> _Recorded data_:
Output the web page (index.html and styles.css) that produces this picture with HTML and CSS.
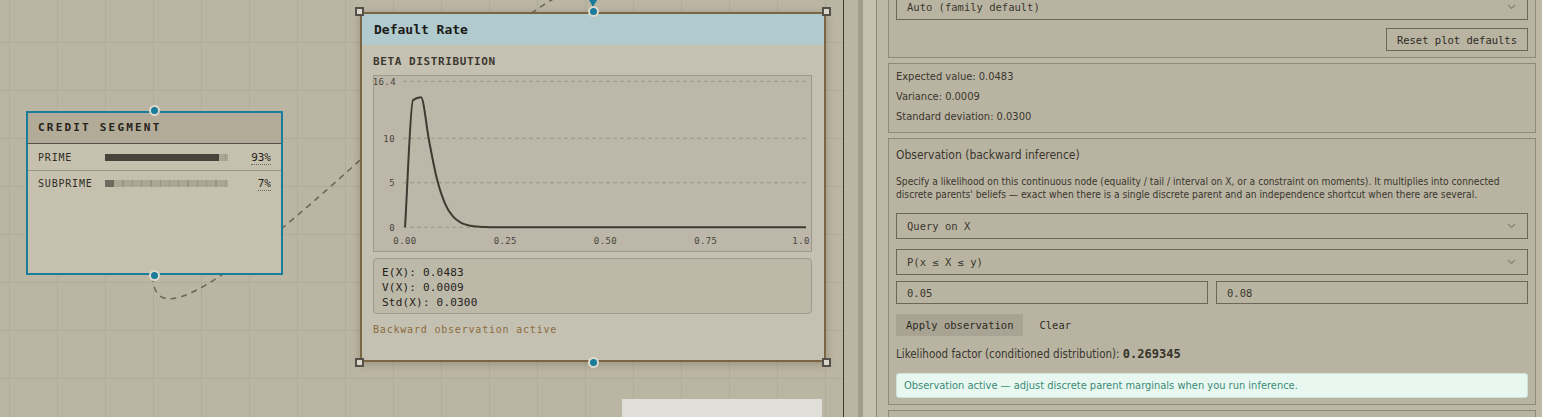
FILE: index.html
```html
<!DOCTYPE html>
<html>
<head>
    <link rel="stylesheet" href="styles.css">
    <title>Default Rate - Beta distribution</title>
</head>
<body>
<div class="app">
    <div class="canvas">
        <!-- edges sit under the nodes -->
        <svg class="edges" width="843" height="417">
            <path class="edge" d="M153 276 C153 412 593 -110 593 6"></path>
            <path class="edge-arrow" d="M589 0 L597 0 L593 7 Z"></path>
        </svg>

        <div class="node node-credit">
            <div class="node-header">CREDIT SEGMENT</div>
            <div class="state-row">
                <span class="state-name">PRIME</span>
                <span class="state-bar"><span class="state-fill" style="width: 93%"></span></span>
                <span class="state-value"><span>93%</span></span>
            </div>
            <div class="state-row">
                <span class="state-name">SUBPRIME</span>
                <span class="state-bar"><span class="state-fill state-fill-low" style="width: 7%"></span></span>
                <span class="state-value"><span>7%</span></span>
            </div>
            <span class="port port-top"></span>
            <span class="port port-bottom"></span>
        </div>

        <div class="node node-rate">
            <div class="node-header">Default Rate</div>
            <div class="node-body">
                <div class="dist-label">BETA DISTRIBUTION</div>
                <div class="chart">
                    <svg width="436" height="175">
                        <g class="grid">
                            <line x1="29" y1="5.3" x2="434" y2="5.3"></line>
                            <line x1="29" y1="62.3" x2="434" y2="62.3"></line>
                            <line x1="29" y1="106.8" x2="434" y2="106.8"></line>
                            <line x1="29" y1="151.3" x2="434" y2="151.3"></line>
                        </g>
                        <g class="y-labels">
                            <text x="22" y="8.5">16.4</text>
                            <text x="21" y="65.5">10</text>
                            <text x="21" y="110">5</text>
                            <text x="21" y="154.5">0</text>
                        </g>
                        <g class="x-labels">
                            <text x="31" y="168">0.00</text>
                            <text x="131.3" y="168">0.25</text>
                            <text x="231.5" y="168">0.50</text>
                            <text x="331.8" y="168">0.75</text>
                            <text x="430" y="168">1.00</text>
                        </g>
                        <path id="pdfCurve" class="curve" d=""></path>
                    </svg>
                </div>
                <div class="stats">
                    <div>E(X): 0.0483</div>
                    <div>V(X): 0.0009</div>
                    <div>Std(X): 0.0300</div>
                </div>
                <div class="obs-note">Backward observation active</div>
            </div>
            <span class="port port-top"></span>
            <span class="port port-bottom"></span>
            <span class="handle handle-tl"></span>
            <span class="handle handle-tr"></span>
            <span class="handle handle-bl"></span>
            <span class="handle handle-br"></span>
        </div>

        <div class="minimap"></div>
    </div>

    <div class="splitter"></div>

    <div class="panel">
        <div class="panel-scroll">
            <div class="section section-plot">
                <div class="select-wrap">
                    <select>
                        <option>Auto (family default)</option>
                    </select>
                    <svg class="chevron" width="9" height="6" viewBox="0 0 9 6"><polyline points="1,1 4.5,4.5 8,1"></polyline></svg>
                </div>
                <div class="reset-row">
                    <button type="button" class="btn-outline">Reset plot defaults</button>
                </div>
            </div>

            <div class="section section-stats">
                <p>Expected value: 0.0483</p>
                <p>Variance: 0.0009</p>
                <p>Standard deviation: 0.0300</p>
            </div>

            <div class="section section-obs">
                <h3 class="section-title">Observation (backward inference)</h3>
                <p class="section-desc">Specify a likelihood on this continuous node (equality / tail / interval on X, or a constraint on moments). It multiplies into connected discrete parents' beliefs — exact when there is a single discrete parent and an independence shortcut when there are several.</p>
                <div class="select-wrap select-query">
                    <select>
                        <option>Query on X</option>
                    </select>
                    <svg class="chevron" width="9" height="6" viewBox="0 0 9 6"><polyline points="1,1 4.5,4.5 8,1"></polyline></svg>
                </div>
                <div class="select-wrap select-kind">
                    <select>
                        <option>P(x ≤ X ≤ y)</option>
                    </select>
                    <svg class="chevron" width="9" height="6" viewBox="0 0 9 6"><polyline points="1,1 4.5,4.5 8,1"></polyline></svg>
                </div>
                <div class="range-row">
                    <input type="text" value="0.05">
                    <input type="text" value="0.08">
                </div>
                <div class="action-row">
                    <button type="button" class="btn-apply">Apply observation</button>
                    <button type="button" class="btn-plain">Clear</button>
                </div>
                <div class="likelihood">Likelihood factor (conditioned distribution): <span class="likelihood-value">0.269345</span></div>
                <div class="notice">Observation active — adjust discrete parent marginals when you run inference.</div>
            </div>

            <div class="section section-next"></div>
        </div>
    </div>
</div>

<script>
    // log-gamma (Lanczos approximation)
    function lgamma(x) {
        var c = [0.99999999999980993, 676.5203681218851, -1259.1392167224028,
            771.32342877765313, -176.61502916214059, 12.507343278686905,
            -0.13857109526572012, 9.9843695780195716e-6, 1.5056327351493116e-7];
        if (x < 0.5) {
            return Math.log(Math.PI / Math.sin(Math.PI * x)) - lgamma(1 - x);
        }
        x -= 1;
        var a = c[0];
        var t = x + 7.5;
        for (var i = 1; i < 9; i++) {
            a += c[i] / (x + i);
        }
        return 0.5 * Math.log(2 * Math.PI) + (x + 0.5) * Math.log(t) - t + Math.log(a);
    }

    // Beta parameters from mean and standard deviation
    var mean = 0.0483, sd = 0.03;
    var k = mean * (1 - mean) / (sd * sd) - 1;
    var a = mean * k, b = (1 - mean) * k;
    var lnB = lgamma(a) + lgamma(b) - lgamma(a + b);

    var xs = [], ys = [];
    for (var i = 0; i <= 50; i++) {
        var x = i / 50;
        var y = 0;
        if (x > 0 && x < 1) {
            y = Math.exp((a - 1) * Math.log(x) + (b - 1) * Math.log(1 - x) - lnB);
        }
        xs.push(31 + x * 401);
        ys.push(151.3 - y * 8.902);
    }

    // monotone cubic through the samples (no overshoot at the peak)
    var n = xs.length;
    var s = [], t = [];
    for (var i = 0; i < n - 1; i++) {
        s.push((ys[i + 1] - ys[i]) / (xs[i + 1] - xs[i]));
    }
    t[0] = s[0];
    t[n - 1] = s[n - 2];
    for (var i = 1; i < n - 1; i++) {
        if (s[i - 1] * s[i] <= 0) {
            t[i] = 0;
        } else {
            var p = (s[i - 1] + s[i]) / 2;
            t[i] = (Math.sign(s[i - 1]) + Math.sign(s[i])) *
                Math.min(Math.abs(s[i - 1]), Math.abs(s[i]), 0.5 * Math.abs(p));
        }
    }
    var d = "M" + xs[0].toFixed(1) + "," + ys[0].toFixed(1);
    for (var i = 0; i < n - 1; i++) {
        var h = (xs[i + 1] - xs[i]) / 3;
        d += " C" + (xs[i] + h).toFixed(1) + "," + (ys[i] + t[i] * h).toFixed(1) +
            " " + (xs[i + 1] - h).toFixed(1) + "," + (ys[i + 1] - t[i + 1] * h).toFixed(1) +
            " " + xs[i + 1].toFixed(1) + "," + ys[i + 1].toFixed(1);
    }
    document.getElementById("pdfCurve").setAttribute("d", d);
</script>
</body>
</html>
```

FILE: styles.css
```css
* {
    margin: 0;
    padding: 0;
    box-sizing: border-box;
}

body {
    font-family: "Liberation Sans Narrow", "DejaVu Sans Condensed", "Liberation Sans", sans-serif;
    font-stretch: condensed;
    color: #39362e;
    background-color: #bdb8a6;
    overflow: hidden;
}

.app {
    display: flex;
    width: 1542px;
    height: 417px;
    overflow: hidden;
}

/* Graph canvas */
.canvas {
    position: relative;
    flex: none;
    width: 844px;
    height: 417px;
    overflow: hidden;
    border-right: 1px solid #3c3a33;
    background-color: #bbb5a3;
    background-image:
        linear-gradient(to right, #b1ab99 1px, transparent 1px),
        linear-gradient(to bottom, #b1ab99 1px, transparent 1px);
    background-size: 48px 48px;
    background-position: 9px 42px;
    font-family: "DejaVu Sans Mono", "Liberation Mono", monospace;
}

.edges {
    position: absolute;
    left: 0;
    top: 0;
}

.edge {
    fill: none;
    stroke: #6c685c;
    stroke-width: 1.6;
    stroke-dasharray: 6 5;
}

.edge-arrow {
    fill: #1a7b9b;
}

.node {
    position: absolute;
    border: 2px solid #1a7d9c;
}

.port {
    position: absolute;
    left: 50%;
    width: 11px;
    height: 11px;
    margin-left: -5.5px;
    border-radius: 50%;
    background-color: #1a7b9b;
    border: 2px solid #ddd9cd;
}

.port-top {
    top: -8px;
}

.port-bottom {
    bottom: -8px;
}

/* Credit segment node */
.node-credit {
    left: 26px;
    top: 111px;
    width: 257px;
    height: 164px;
    background-color: #c6c1ae;
}

.node-credit .node-header {
    height: 31px;
    line-height: 30px;
    padding-left: 10px;
    background-color: #b1ab98;
    border-bottom: 1px solid #57534a;
    font-size: 11px;
    font-weight: bold;
    letter-spacing: 2.2px;
    color: #26231d;
}

.state-row {
    display: grid;
    grid-template-columns: 67px 123px 1fr;
    align-items: center;
    height: 26px;
    padding: 0 10px;
    font-size: 10px;
    letter-spacing: 0.8px;
    color: #2f2c25;
}

.state-row + .state-row {
    border-top: 1px solid #9c9685;
}

.state-bar {
    display: block;
    height: 7px;
    background: repeating-linear-gradient(90deg, #aca696 0, #aca696 8px, #9a9484 8px, #9a9484 9.3px);
}

.state-fill {
    display: block;
    height: 100%;
    background-color: #48443b;
}

.state-fill-low {
    background-color: #6f6a5e;
}

.state-value {
    text-align: right;
    font-size: 11px;
    letter-spacing: 0;
    color: #25221c;
}

.state-value span {
    border-bottom: 1px dotted #6b675b;
}

/* Default rate node */
.node-rate {
    left: 360px;
    top: 12px;
    width: 466px;
    height: 350px;
    border-color: #7b6644;
    background-color: #c5c1b2;
    box-shadow: 0 2px 8px rgba(70, 60, 40, 0.3);
}

.node-rate .node-header {
    height: 31px;
    line-height: 31px;
    padding-left: 12px;
    background-color: #b0cacd;
    font-size: 13px;
    font-weight: bold;
    color: #1b1a16;
}

.node-body {
    padding: 0 12px 0 11px;
}

.dist-label {
    margin-top: 10px;
    line-height: 14px;
    font-size: 11px;
    font-weight: bold;
    letter-spacing: 0.6px;
    color: #3b382f;
}

.chart {
    margin-top: 6px;
    height: 177px;
    border: 1px solid #9e998a;
    background-color: #bcb7a8;
    overflow: hidden;
}

.chart svg {
    display: block;
}

.grid line {
    stroke: #9a9585;
    stroke-width: 1;
    stroke-dasharray: 4 3;
}

.y-labels text,
.x-labels text {
    font-family: "DejaVu Sans Mono", "Liberation Mono", monospace;
    font-size: 9px;
    letter-spacing: 0.4px;
    fill: #4a463c;
}

.y-labels text {
    text-anchor: end;
}

.x-labels text {
    text-anchor: middle;
}

.curve {
    fill: none;
    stroke: #3d3a31;
    stroke-width: 2;
    stroke-linejoin: round;
}

.stats {
    margin-top: 6px;
    padding: 6px 8px 3px;
    border: 1px solid #9e998a;
    border-radius: 4px;
    background-color: #bdb9a9;
    font-size: 11px;
    line-height: 15px;
    letter-spacing: 0.2px;
    color: #24211b;
}

.obs-note {
    margin-top: 9px;
    line-height: 14px;
    font-size: 10px;
    letter-spacing: 0.8px;
    color: #8a6b3e;
}

.handle {
    position: absolute;
    width: 9px;
    height: 9px;
    border: 2px solid #55514a;
    background-color: #dad6ca;
}

.handle-tl { left: -7px; top: -7px; }
.handle-tr { right: -7px; top: -7px; }
.handle-bl { left: -7px; bottom: -7px; }
.handle-br { right: -7px; bottom: -7px; }

.minimap {
    position: absolute;
    left: 622px;
    top: 399px;
    width: 200px;
    height: 18px;
    background-color: #dfded8;
}

/* Splitter between canvas and panel */
.splitter {
    flex: none;
    width: 14px;
    background-color: #bbb5a3;
}

/* Properties panel */
.panel {
    flex: 1;
    border-left: 5px solid #a39d8c;
    padding-left: 13px;
    background-color: #c6c1af;
}

.panel-scroll {
    height: 100%;
    overflow: hidden;
    border-left: 1px solid #8e897a;
    padding: 0 6px 0 11px;
    background-color: #bdb8a6;
}

.section {
    border: 1px solid #8f8a7a;
    background-color: #b9b4a2;
    padding: 6px 7px;
    margin-bottom: 5px;
}

.section-plot {
    margin-top: -13px;
}

.select-wrap {
    position: relative;
}

.select-wrap select {
    display: block;
    width: 100%;
    height: 26px;
    padding-left: 10px;
    border: 1px solid #6b6759;
    border-radius: 0;
    background-color: transparent;
    appearance: none;
    -webkit-appearance: none;
    font-family: "DejaVu Sans Mono", "Liberation Mono", monospace;
    font-size: 10.5px;
    color: #3a372f;
}

.chevron {
    position: absolute;
    right: 12px;
    top: 10px;
}

.chevron polyline {
    fill: none;
    stroke: #868272;
    stroke-width: 1.1;
}

.reset-row {
    display: flex;
    justify-content: flex-end;
    margin-top: 8px;
}

button {
    font-family: "DejaVu Sans Mono", "Liberation Mono", monospace;
    font-size: 10.5px;
    color: #2e2b24;
    cursor: pointer;
}

.btn-outline {
    height: 23px;
    padding: 0 10px;
    border: 1px solid #6b6759;
    background-color: transparent;
}

.section-stats {
    padding: 3px 7px 5px;
}

.section-stats p {
    line-height: 20px;
    font-size: 11px;
}

.section-title {
    font-size: 12px;
    font-weight: normal;
    line-height: 20px;
}

.section-desc {
    margin-top: 10px;
    font-size: 10.2px;
    line-height: 13px;
}

.select-query {
    margin-top: 12px;
}

.select-kind {
    margin-top: 10px;
}

.range-row {
    display: flex;
    gap: 8px;
    margin-top: 6px;
}

.range-row input {
    flex: 1;
    min-width: 0;
    height: 23px;
    padding-left: 10px;
    border: 1px solid #6b6759;
    background-color: transparent;
    font-family: "DejaVu Sans Mono", "Liberation Mono", monospace;
    font-size: 10.5px;
    color: #3a372f;
}

.action-row {
    display: flex;
    gap: 6px;
    margin-top: 10px;
}

.btn-apply {
    height: 22px;
    padding: 0 10px;
    border: none;
    background-color: #a8a393;
}

.btn-plain {
    height: 22px;
    padding: 0 10px;
    border: none;
    background-color: transparent;
}

.likelihood {
    margin-top: 9px;
    line-height: 18px;
    font-size: 11.5px;
}

.likelihood-value {
    font-family: "DejaVu Sans Mono", "Liberation Mono", monospace;
    font-size: 12px;
    font-weight: bold;
    color: #36332b;
}

.notice {
    margin-top: 10px;
    height: 25px;
    line-height: 23px;
    padding-left: 7px;
    border: 1px solid #cde4d6;
    border-radius: 3px;
    background-color: #e8f8f0;
    font-size: 11px;
    color: #3b8a78;
}

.section-next {
    height: 40px;
}
```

> _Exercise directions_:
Pick out all the lines with the word "styles" in them and copy them.

> _Response to the task_:
Output the web page (index.html and styles.css) that produces this picture with HTML and CSS.
    <link rel="stylesheet" href="styles.css">
FILE: styles.css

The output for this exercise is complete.